The following is a marine accident brief from the National Transportation Safety Board (NTSB):
(WASHINGTON) — About 0123 on April 13, 2019, the towboat Dewey R, with a crew of eight, was pushing a tow at mile 312.3 on the Chicago Sanitary and Ship Canal in Summit, Ill., when the lead barge, ATC 3404, struck a protection cell on the south side of the CSX Railroad Bridge. The protection cell was displaced about 4 feet and impacted the southern concrete pier of the bridge. There were no reports of injuries, pollution, or water ingress. The cost of repairs to the barge was $162,104, and the estimated cost of repairs to the bridge protection cell and bridge pier was $813,980.
The National Transportation Safety Board determines that the probable cause of the contact of the Dewey R’s lead barge with the south-side protection cell for the CSX Railroad Bridge was the pilot’s departure from the centerline of the channel as the tow approached the bridge without a forward lookout to monitor the transit.
As he had done in the past, the pilot attempted to use the vessel’s spotlights that were mounted on the retractable wheelhouse to locate the protection cell of the CSX Railroad Bridge and use it as a visual aid to navigate through the span.

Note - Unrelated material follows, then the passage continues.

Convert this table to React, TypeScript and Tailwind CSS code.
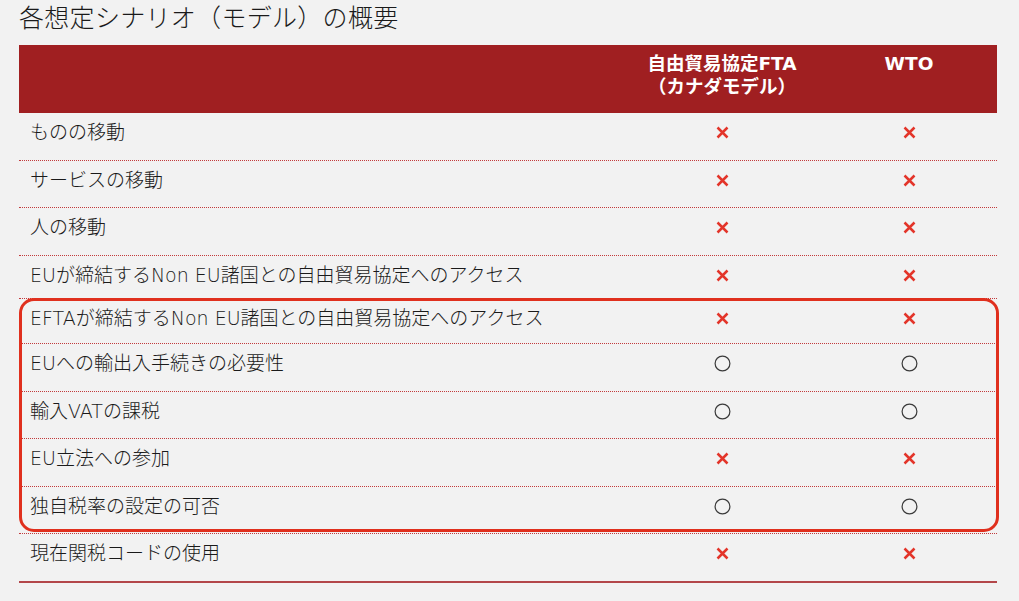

The use of the spotlights with the lowered wheelhouse reduced his visibility, rather than improving it, due to the glare reflecting off the light gray decks of the barges strung out ahead. Additionally, at the time, there were several shiny surfaces reflecting light off the side of a train passing over the CSX Railroad Bridge, which adversely affected the pilot’s visibility from the wheelhouse and further distracted him.
The company’s TSMS manual included bridge transit procedures, but those procedures did not require lookouts to be posted at the head of the tow during bridge transits. Instead, it was at the discretion of the operator to post lookouts in “any situation deemed appropriate.” The pilot’s approach to the bridge became more difficult due to: 1) the decreased visibility from the lowering of the wheelhouse, which was necessary to pass beneath the low bridge span; 2) the reduced visibility caused by the reflected glare from the spotlight on which the pilot was relying to see ahead; 3) the passing train crossing the bridge with several reflections; and 4) the pilot’s concern with his next maneuver (to pass a barge moored on the far side of the bridge), resulting in him moving his tow off the channel center.